◆ DATA EXTRACT ◆
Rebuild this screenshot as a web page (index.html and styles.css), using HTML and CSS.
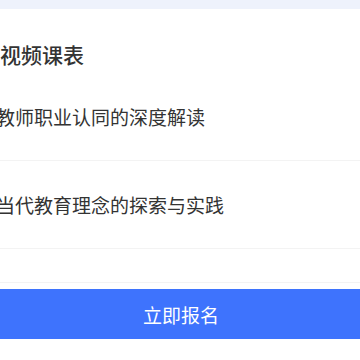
FILE: index.html
```html
<!DOCTYPE html>
<html lang="zh">
<head>
<meta charset="utf-8">
<link rel="stylesheet" href="styles.css">
</head>
<body>
<div class="page">
  <div class="topband"></div>
  <div class="title">视频课表</div>
  <div class="list">
    <div class="row">教师职业认同的深度解读</div>
    <div class="row">当代教育理念的探索与实践</div>
    <div class="row empty"></div>
  </div>
  <div class="footer">
    <div class="btn">立即报名</div>
  </div>
</div>
</body>
</html>
```
FILE: styles.css
```css
html, body {
  margin: 0;
  padding: 0;
  background: #ffffff;
}
body {
  width: 360px;
  height: 360px;
  overflow: hidden;
  font-family: "Noto Sans CJK SC", "Noto Sans", sans-serif;
  color: #333333;
}
.page {
  display: flex;
  flex-direction: column;
}
.topband {
  height: 9px;
  background: #eef2fc;
}
.title {
  height: 64px;
  display: flex;
  align-items: center;
  font-size: 21px;
  font-weight: 500;
  color: #333333;
  padding-top: 26px;
  box-sizing: border-box;
}
.list {
  display: flex;
  flex-direction: column;
}
.row {
  height: 88px;
  box-sizing: border-box;
  border-bottom: 1px solid #f3f3f3;
  display: flex;
  align-items: center;
  font-size: 19px;
  margin-left: -4px;
}
.row.empty {
  height: 34px;
}
.footer {
  padding-top: 6px;
}
.btn {
  height: 50px;
  background: #3e73fd;
  color: #ffffff;
  font-size: 19px;
  display: flex;
  align-items: center;
  justify-content: center;
  padding-left: 2px;
}
```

◆ DIRECTION ◆
Repeat the full listing above exactly, with no pictures in the copy.

◆ RESPONSE ◆
Rebuild this screenshot as a web page (index.html and styles.css), using HTML and CSS.
FILE: index.html
```html
<!DOCTYPE html>
<html lang="zh">
<head>
<meta charset="utf-8">
<link rel="stylesheet" href="styles.css">
</head>
<body>
<div class="page">
  <div class="topband"></div>
  <div class="title">视频课表</div>
  <div class="list">
    <div class="row">教师职业认同的深度解读</div>
    <div class="row">当代教育理念的探索与实践</div>
    <div class="row empty"></div>
  </div>
  <div class="footer">
    <div class="btn">立即报名</div>
  </div>
</div>
</body>
</html>
```
FILE: styles.css
```css
html, body {
  margin: 0;
  padding: 0;
  background: #ffffff;
}
body {
  width: 360px;
  height: 360px;
  overflow: hidden;
  font-family: "Noto Sans CJK SC", "Noto Sans", sans-serif;
  color: #333333;
}
.page {
  display: flex;
  flex-direction: column;
}
.topband {
  height: 9px;
  background: #eef2fc;
}
.title {
  height: 64px;
  display: flex;
  align-items: center;
  font-size: 21px;
  font-weight: 500;
  color: #333333;
  padding-top: 26px;
  box-sizing: border-box;
}
.list {
  display: flex;
  flex-direction: column;
}
.row {
  height: 88px;
  box-sizing: border-box;
  border-bottom: 1px solid #f3f3f3;
  display: flex;
  align-items: center;
  font-size: 19px;
  margin-left: -4px;
}
.row.empty {
  height: 34px;
}
.footer {
  padding-top: 6px;
}
.btn {
  height: 50px;
  background: #3e73fd;
  color: #ffffff;
  font-size: 19px;
  display: flex;
  align-items: center;
  justify-content: center;
  padding-left: 2px;
}
```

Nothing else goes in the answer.